I’ve been thinking about Daniel’s post on racism in fantasy settings.
Firstly, fantasy, especially high fantasy, has a great big giant get-out-of-jail free card when it comes to dealing with racism in any sort of realistic way. When you make the races up, you get to define who they are and what is true about them. And since fantastic fiction tends to be the fiction of extremes, what is true about your races will tend to be extreme. Tolkien just got to say, ‘Elves are the most wise, the most beautiful, the most artistic people in the land. Orcs are evil, through and through.’ No one questions these definitions. There is no orcish anti-defamation league filing lawsuits over this libelous treatment of their kind. Orcs are evil because they are orcs, and orcs are evil. End of circular story. You can have vicious racism in such a setting because the racists are right! The author has told you that orcs are irredeemably evil, so when our heroes murder the shit out of them, we can be satisfied that justice was done.

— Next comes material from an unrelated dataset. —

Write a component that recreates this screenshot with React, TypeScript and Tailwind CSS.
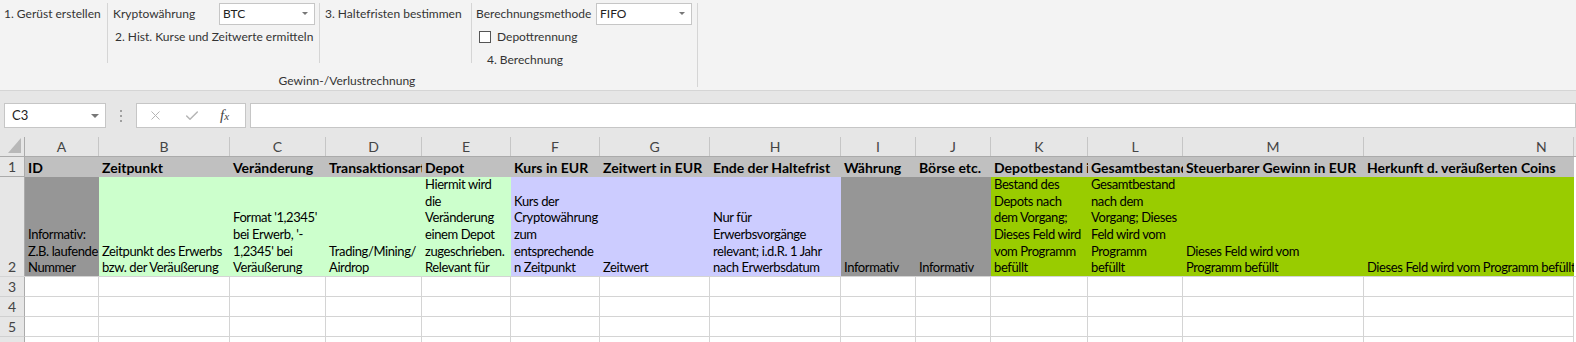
import { X, Check } from 'lucide-react';

type Col = { key: string; w: string; h1: string; bg2: string; lines: string[] };

const cols: Col[] = [
  { key: 'A', w: 'w-[74px]', h1: 'ID', bg2: 'bg-[#969696]', lines: ['Informativ:', 'Z.B. laufende', 'Nummer'] },
  { key: 'B', w: 'w-[131px]', h1: 'Zeitpunkt', bg2: 'bg-[#ccffcc]', lines: ['Zeitpunkt des Erwerbs', 'bzw. der Veräußerung'] },
  { key: 'C', w: 'w-[96px]', h1: 'Veränderung', bg2: 'bg-[#ccffcc]', lines: ["Format '1,2345'", "bei Erwerb, '-", "1,2345' bei", 'Veräußerung'] },
  { key: 'D', w: 'w-[96px]', h1: 'Transaktionsart', bg2: 'bg-[#ccffcc]', lines: ['Trading/Mining/', 'Airdrop'] },
  {
    key: 'E',
    w: 'w-[89px]',
    h1: 'Depot',
    bg2: 'bg-[#ccffcc]',
    lines: ['Hiermit wird', 'die', 'Veränderung', 'einem Depot', 'zugeschrieben.', 'Relevant für'],
  },
  { key: 'F', w: 'w-[89px]', h1: 'Kurs in EUR', bg2: 'bg-[#ccccff]', lines: ['Kurs der', 'Cryptowährung', 'zum', 'entsprechende', 'n Zeitpunkt'] },
  { key: 'G', w: 'w-[110px]', h1: 'Zeitwert in EUR', bg2: 'bg-[#ccccff]', lines: ['Zeitwert'] },
  {
    key: 'H',
    w: 'w-[131px]',
    h1: 'Ende der Haltefrist',
    bg2: 'bg-[#ccccff]',
    lines: ['Nur für', 'Erwerbsvorgänge', 'relevant; i.d.R. 1 Jahr', 'nach Erwerbsdatum'],
  },
  { key: 'I', w: 'w-[75px]', h1: 'Währung', bg2: 'bg-[#969696]', lines: ['Informativ'] },
  { key: 'J', w: 'w-[75px]', h1: 'Börse etc.', bg2: 'bg-[#969696]', lines: ['Informativ'] },
  {
    key: 'K',
    w: 'w-[97px]',
    h1: 'Depotbestand in Coins',
    bg2: 'bg-[#99cc00]',
    lines: ['Bestand des', 'Depots nach', 'dem Vorgang;', 'Dieses Feld wird', 'vom Programm', 'befüllt'],
  },
  {
    key: 'L',
    w: 'w-[95px]',
    h1: 'Gesamtbestand',
    bg2: 'bg-[#99cc00]',
    lines: ['Gesamtbestand', 'nach dem', 'Vorgang; Dieses', 'Feld wird vom', 'Programm', 'befüllt'],
  },
  { key: 'M', w: 'w-[181px]', h1: 'Steuerbarer Gewinn in EUR', bg2: 'bg-[#99cc00]', lines: ['Dieses Feld wird vom', 'Programm befüllt'] },
  {
    key: 'N',
    w: 'w-[210px]',
    h1: 'Herkunft d. veräußerten Coins',
    bg2: 'bg-[#99cc00]',
    lines: ['Dieses Feld wird vom Programm befüllt'],
  },
];

const cell = "font-['Lato',sans-serif] text-[14px]";

function Combo({ value, w }: { value: string; w: string }) {
  return (
    <div className={`${w} h-[22px] bg-white border border-[#c6c6c6] flex items-center justify-between pl-[3px] pr-[6px]`}>
      <span className="text-[12px] text-[#222]">{value}</span>
      <span className="w-0 h-0 border-l-[3px] border-r-[3px] border-t-[3px] border-l-transparent border-r-transparent border-t-[#777]" />
    </div>
  );
}

function Sep({ h }: { h: string }) {
  return <div className={`w-px ${h} bg-[#d5d5d5] mt-[3px]`} />;
}

function Ribbon() {
  return (
    <div className="h-[91px] bg-[#f3f3f3] border-b border-[#d5d5d5] font-['Lato',sans-serif] text-[12px] text-[#333] whitespace-nowrap">
      <div className="w-[698px] flex flex-col">
        <div className="flex h-[71px]">
          <div className="w-[107px] pl-[4px] pt-[2px]">
            <div className="h-[23px] flex items-center">1. Gerüst erstellen</div>
          </div>
          <Sep h="h-[60px]" />
          <div className="w-[211px] pt-[2px]">
            <div className="h-[23px] flex items-center pl-[5px]">
              <span className="w-[106px]">Kryptowährung</span>
              <Combo value="BTC" w="w-[96px]" />
            </div>
            <div className="h-[23px] flex items-center pl-[7px]">2. Hist. Kurse und Zeitwerte ermitteln</div>
          </div>
          <Sep h="h-[60px]" />
          <div className="w-[151px] pt-[2px] pl-[5px]">
            <div className="h-[23px] flex items-center">3. Haltefristen bestimmen</div>
          </div>
          <Sep h="h-[60px]" />
          <div className="w-[225px] pt-[2px]">
            <div className="h-[23px] flex items-center pl-[4px]">
              <span className="w-[120px]">Berechnungsmethode</span>
              <Combo value="FIFO" w="w-[96px]" />
            </div>
            <div className="h-[23px] flex items-center pl-[7px] gap-[6px]">
              <span className="w-[12px] h-[12px] border border-[#555] bg-white" />
              <span>Depottrennung</span>
            </div>
            <div className="h-[23px] flex items-center pl-[15px]">4. Berechnung</div>
          </div>
          <Sep h="h-[84px]" />
        </div>
        <div className="h-[19px] flex items-center justify-center pr-[4px]">Gewinn-/Verlustrechnung</div>
      </div>
    </div>
  );
}

function FormulaBar() {
  return (
    <div className="h-[46px] bg-[#e6e6e6] pt-[12px] flex items-start">
      <div className="ml-[4px] w-[102px] h-[25px] bg-white border border-[#c6c6c6] flex items-center justify-between pl-[7px] pr-[6px]">
        <span className="font-['Lato',sans-serif] text-[13px] text-[#222]">C3</span>
        <span className="w-0 h-0 border-l-[4px] border-r-[4px] border-t-[4px] border-l-transparent border-r-transparent border-t-[#777]" />
      </div>
      <div className="w-[30px] h-[25px] flex flex-col items-center justify-center gap-[3px]">
        <span className="w-[2px] h-[2px] bg-[#a0a0a0]" />
        <span className="w-[2px] h-[2px] bg-[#a0a0a0]" />
        <span className="w-[2px] h-[2px] bg-[#a0a0a0]" />
      </div>
      <div className="w-[110px] h-[25px] bg-white border border-[#c6c6c6] flex items-center">
        <X className="w-[15px] h-[15px] text-[#b5b5b5] ml-[11px]" strokeWidth={1.6} />
        <Check className="w-[16px] h-[16px] text-[#b5b5b5] ml-[21px]" strokeWidth={2.2} />
        <span className="ml-[20px] font-['Liberation_Serif',serif] italic text-[15px] text-[#444] leading-none">
          f<span className="text-[11px]">x</span>
        </span>
      </div>
      <div className="ml-[4px] flex-1 h-[25px] bg-white border border-[#c6c6c6]" />
    </div>
  );
}

function Grid() {
  return (
    <div className={`${cell} bg-white`}>
      {/* column letters */}
      <div className="flex h-[20px] bg-[#e6e6e6] border-b border-[#ababab] text-[#444]">
        <div className="w-[25px] border-r border-[#ababab] flex items-end justify-end">
          <svg width="14" height="16" viewBox="0 0 14 16" className="mr-[2px] mb-[2px]">
            <polygon points="13,0 13,15 0,15" fill="#b8b8b8" />
          </svg>
        </div>
        {cols.map((c) => (
          <div
            key={c.key}
            className={`${c.w} border-r border-[#c6c6c6] flex items-center ${c.key === 'N' ? 'justify-start pl-[172px]' : 'justify-center'}`}
          >
            {c.key}
          </div>
        ))}
      </div>
      {/* row 1 */}
      <div className="flex h-[20px]">
        <div className="w-[25px] bg-[#e6e6e6] border-r border-b border-[#ababab] text-[#444] flex items-center justify-center">1</div>
        {cols.map((c) => (
          <div
            key={c.key}
            className={`${c.w} bg-[#c0c0c0] font-bold text-black whitespace-nowrap overflow-hidden pl-[3px] flex items-center`}
          >
            {c.h1}
          </div>
        ))}
      </div>
      {/* row 2 */}
      <div className="flex h-[100px] border-b border-[#d4d4d4]">
        <div className="w-[25px] bg-[#e6e6e6] border-r border-[#ababab] text-[#444] flex items-end justify-center leading-[17px] pb-[1px]">
          2
        </div>
        {cols.map((c) => (
          <div
            key={c.key}
            className={`${c.w} ${c.bg2} text-black text-[13px] tracking-[-0.4px] whitespace-nowrap overflow-hidden pl-[3px] flex flex-col justify-end leading-[16.67px]`}
          >
            {c.lines.map((l, i) => (
              <div key={i}>{l}</div>
            ))}
          </div>
        ))}
      </div>
      {[3, 4, 5, 6].map((r) => (
        <div key={r} className="flex h-[20px]">
          <div className="w-[25px] bg-[#e6e6e6] border-r border-b border-r-[#ababab] border-b-[#d0d0d0] text-[#444] flex items-center justify-center">
            {r}
          </div>
          {cols.map((c) => (
            <div key={c.key} className={`${c.w} border-r border-b border-[#d4d4d4]`} />
          ))}
        </div>
      ))}
    </div>
  );
}

export default function App() {
  return (
    <div className="w-[1576px] h-[342px] overflow-hidden bg-[#e6e6e6]">
      <Ribbon />
      <FormulaBar />
      <Grid />
    </div>
  );
}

Sci fi, especially sci fi dealing with humans. . . not so much. We live in a world where some people treat other people like orcs. They hate them without reservation, sometimes to the point of murdering them just for being a member of their particular group. But in the real world, we actually meet those people. We work with them and live on the same block with them and hang out at parties with them. So we know that no group, regardless of race, creed, or sexual orientation, is a faceless mass of evil requiring extermination. In fact, exactly the opposite. The more you get to know people outside your particular ethnic/religious/etc group, the more you generally realize they are (other than those surface differences) pretty much the same as you. It’s pretty hard to maintain an unreasoning hatred when confronted with daily reminders of your enemy’s humanity.

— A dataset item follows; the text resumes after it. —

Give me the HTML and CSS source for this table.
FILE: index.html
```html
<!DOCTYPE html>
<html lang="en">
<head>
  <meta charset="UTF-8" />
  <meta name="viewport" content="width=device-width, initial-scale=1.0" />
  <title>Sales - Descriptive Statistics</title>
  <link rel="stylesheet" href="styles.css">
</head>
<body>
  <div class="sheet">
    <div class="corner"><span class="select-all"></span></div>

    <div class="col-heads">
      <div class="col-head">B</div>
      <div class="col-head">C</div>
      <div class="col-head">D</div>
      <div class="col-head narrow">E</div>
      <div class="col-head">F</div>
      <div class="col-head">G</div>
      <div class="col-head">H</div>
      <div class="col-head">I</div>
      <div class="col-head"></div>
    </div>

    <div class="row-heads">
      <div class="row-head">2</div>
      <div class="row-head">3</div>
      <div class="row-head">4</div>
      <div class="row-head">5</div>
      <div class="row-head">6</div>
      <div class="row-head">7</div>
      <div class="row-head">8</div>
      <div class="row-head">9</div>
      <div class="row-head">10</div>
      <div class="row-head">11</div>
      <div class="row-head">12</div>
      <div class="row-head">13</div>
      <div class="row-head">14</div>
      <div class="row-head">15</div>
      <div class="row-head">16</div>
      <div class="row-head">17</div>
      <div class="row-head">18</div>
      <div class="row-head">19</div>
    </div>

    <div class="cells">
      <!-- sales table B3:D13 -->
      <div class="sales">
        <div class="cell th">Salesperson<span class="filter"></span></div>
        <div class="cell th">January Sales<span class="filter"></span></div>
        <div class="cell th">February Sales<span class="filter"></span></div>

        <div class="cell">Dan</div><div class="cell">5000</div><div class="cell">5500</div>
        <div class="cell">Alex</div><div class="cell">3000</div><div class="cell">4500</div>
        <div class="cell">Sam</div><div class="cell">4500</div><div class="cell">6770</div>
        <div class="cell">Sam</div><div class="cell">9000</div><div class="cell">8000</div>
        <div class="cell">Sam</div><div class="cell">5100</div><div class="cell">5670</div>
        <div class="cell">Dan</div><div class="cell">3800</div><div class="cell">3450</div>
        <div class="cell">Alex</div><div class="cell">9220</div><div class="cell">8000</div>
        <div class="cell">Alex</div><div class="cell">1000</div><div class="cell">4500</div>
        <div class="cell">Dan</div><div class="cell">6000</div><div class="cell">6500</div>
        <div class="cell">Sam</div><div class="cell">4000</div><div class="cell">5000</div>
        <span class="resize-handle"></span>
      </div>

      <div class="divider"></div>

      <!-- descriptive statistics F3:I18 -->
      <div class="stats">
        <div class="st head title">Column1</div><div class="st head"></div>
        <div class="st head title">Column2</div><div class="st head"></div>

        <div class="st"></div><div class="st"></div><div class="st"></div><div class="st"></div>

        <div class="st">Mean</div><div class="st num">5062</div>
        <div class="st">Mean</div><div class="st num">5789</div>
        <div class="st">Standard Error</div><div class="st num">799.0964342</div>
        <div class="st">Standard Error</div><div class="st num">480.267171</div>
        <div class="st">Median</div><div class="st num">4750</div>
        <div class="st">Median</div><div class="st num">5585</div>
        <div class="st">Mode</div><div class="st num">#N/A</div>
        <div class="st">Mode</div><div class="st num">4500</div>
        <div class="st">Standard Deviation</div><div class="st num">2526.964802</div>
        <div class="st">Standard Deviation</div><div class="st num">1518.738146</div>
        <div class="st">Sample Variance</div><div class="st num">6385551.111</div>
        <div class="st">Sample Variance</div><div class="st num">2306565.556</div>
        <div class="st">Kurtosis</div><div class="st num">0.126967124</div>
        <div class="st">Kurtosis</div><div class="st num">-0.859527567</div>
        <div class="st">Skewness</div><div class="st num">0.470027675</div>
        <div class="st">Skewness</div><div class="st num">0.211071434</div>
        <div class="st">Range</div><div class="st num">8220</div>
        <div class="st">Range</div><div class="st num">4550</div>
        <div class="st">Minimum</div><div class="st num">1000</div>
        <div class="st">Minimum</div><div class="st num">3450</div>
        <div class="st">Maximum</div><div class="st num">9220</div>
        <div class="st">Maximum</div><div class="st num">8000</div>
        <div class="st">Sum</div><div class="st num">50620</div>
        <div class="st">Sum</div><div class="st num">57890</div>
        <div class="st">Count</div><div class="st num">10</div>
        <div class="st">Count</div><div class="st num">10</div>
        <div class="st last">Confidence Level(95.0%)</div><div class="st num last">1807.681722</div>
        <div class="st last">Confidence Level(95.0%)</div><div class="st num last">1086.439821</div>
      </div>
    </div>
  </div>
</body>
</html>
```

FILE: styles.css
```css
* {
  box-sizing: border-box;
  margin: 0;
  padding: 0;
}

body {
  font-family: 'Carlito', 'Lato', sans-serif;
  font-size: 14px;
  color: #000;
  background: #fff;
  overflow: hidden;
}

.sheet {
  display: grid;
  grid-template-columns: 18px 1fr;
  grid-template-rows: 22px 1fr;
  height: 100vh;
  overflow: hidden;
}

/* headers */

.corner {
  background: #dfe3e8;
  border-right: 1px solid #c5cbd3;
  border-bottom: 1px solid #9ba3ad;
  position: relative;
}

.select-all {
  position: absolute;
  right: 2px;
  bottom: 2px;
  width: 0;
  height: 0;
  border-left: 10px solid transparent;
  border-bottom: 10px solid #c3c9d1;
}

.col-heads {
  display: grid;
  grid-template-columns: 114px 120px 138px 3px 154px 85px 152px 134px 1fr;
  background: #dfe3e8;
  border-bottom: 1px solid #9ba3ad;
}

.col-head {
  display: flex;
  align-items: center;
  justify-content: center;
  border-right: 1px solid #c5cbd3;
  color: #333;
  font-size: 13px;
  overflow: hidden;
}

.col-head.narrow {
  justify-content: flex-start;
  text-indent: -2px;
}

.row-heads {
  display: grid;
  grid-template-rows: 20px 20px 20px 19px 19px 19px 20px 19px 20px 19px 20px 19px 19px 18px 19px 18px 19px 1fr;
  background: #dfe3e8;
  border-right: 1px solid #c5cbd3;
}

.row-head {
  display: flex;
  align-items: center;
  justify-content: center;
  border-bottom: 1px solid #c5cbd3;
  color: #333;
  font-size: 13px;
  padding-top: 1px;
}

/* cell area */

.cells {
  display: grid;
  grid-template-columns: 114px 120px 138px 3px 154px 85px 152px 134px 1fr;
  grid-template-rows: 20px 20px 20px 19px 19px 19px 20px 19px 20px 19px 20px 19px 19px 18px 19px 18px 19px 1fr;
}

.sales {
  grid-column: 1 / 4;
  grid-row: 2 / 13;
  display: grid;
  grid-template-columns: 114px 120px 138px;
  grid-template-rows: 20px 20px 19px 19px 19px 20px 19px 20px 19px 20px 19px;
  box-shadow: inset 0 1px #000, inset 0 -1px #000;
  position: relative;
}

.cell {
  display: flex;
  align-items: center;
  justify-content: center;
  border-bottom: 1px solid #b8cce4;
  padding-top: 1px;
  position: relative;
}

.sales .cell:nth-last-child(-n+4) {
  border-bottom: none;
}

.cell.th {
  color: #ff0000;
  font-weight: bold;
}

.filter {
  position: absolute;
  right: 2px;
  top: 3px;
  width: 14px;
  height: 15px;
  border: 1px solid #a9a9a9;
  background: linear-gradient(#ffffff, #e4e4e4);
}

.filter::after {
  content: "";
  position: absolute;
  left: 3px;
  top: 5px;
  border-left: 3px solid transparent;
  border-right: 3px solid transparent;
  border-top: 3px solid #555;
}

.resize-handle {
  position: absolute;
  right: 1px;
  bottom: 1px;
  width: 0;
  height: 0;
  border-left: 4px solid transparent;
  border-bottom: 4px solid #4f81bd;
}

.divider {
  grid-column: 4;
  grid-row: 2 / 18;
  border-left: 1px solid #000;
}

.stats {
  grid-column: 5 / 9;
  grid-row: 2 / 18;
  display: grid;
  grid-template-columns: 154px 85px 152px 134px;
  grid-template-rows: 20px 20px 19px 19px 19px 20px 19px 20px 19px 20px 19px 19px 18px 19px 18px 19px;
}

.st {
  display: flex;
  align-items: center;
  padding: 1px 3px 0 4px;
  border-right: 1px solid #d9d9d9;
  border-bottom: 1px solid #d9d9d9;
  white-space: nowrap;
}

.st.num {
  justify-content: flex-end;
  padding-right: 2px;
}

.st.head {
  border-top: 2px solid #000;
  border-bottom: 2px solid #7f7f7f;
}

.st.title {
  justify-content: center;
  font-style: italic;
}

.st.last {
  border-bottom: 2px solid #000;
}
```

But people are complicated. In spite of those difficulties, people find ways to hate. And the easiest way is to pick a group you are generally not required to interact with. Hate gay people? You probably don’t hang out with any then. Hate another race? You probably avoid interacting with them as much as possible. In group/out group dynamics are as old as tribalism in the human species. A couple million years of physical and social evolution aren’t wiped away overnight.
So when you write about the future, how do you handle this? The easiest way I guess is the ST:TNG method of just pretending all racism went away (except, you know, Klingons and Romulans and generic evil species of the week). But honestly, that just rings false to me. We’ve been struggling with racism and tribalism for hundreds of years now, and while we’ve made some definite progress, we’re nowhere near the finish line. I can’t imagine the world is magically bigotry free just because another hundred years goes by.
Daniel and I had these discussions when creating The Expanse, and specifically when writing Leviathan Wakes. Our choice was to shift bigotry away from racial markers and over to birthplace markers. People born on Earth look different from people born on Mars, or born in the Outer Planets. Those places also have significant cultural differences. It seemed a pretty easy leap to assume that those things would become the new basis for bigotry and hatred. It’s tricky though. Sure, we are making up Belters and outer planets citizens and Martians. But they are all still human. We can address bigotry and tribalism in our fictional context, while to some degree avoiding the pitfalls that come with talking about actual groups that really exist. At the same time though, we are dealing with humans. Humans do exist. Most people aren’t going to buy into the idea that a couple hundred years of cultural differences will turn humans into orcs.
And that’s the big difference, to me. Fantasy gets to make all of the rules for its races. If fantasy deals with racism, it does so only when it wants to, and on its own terms. But sci fi, and especially anthropocentric sci fi, brings all the weight of human history along with it, including our long history of bigotry and hatred. You ignore that at your peril.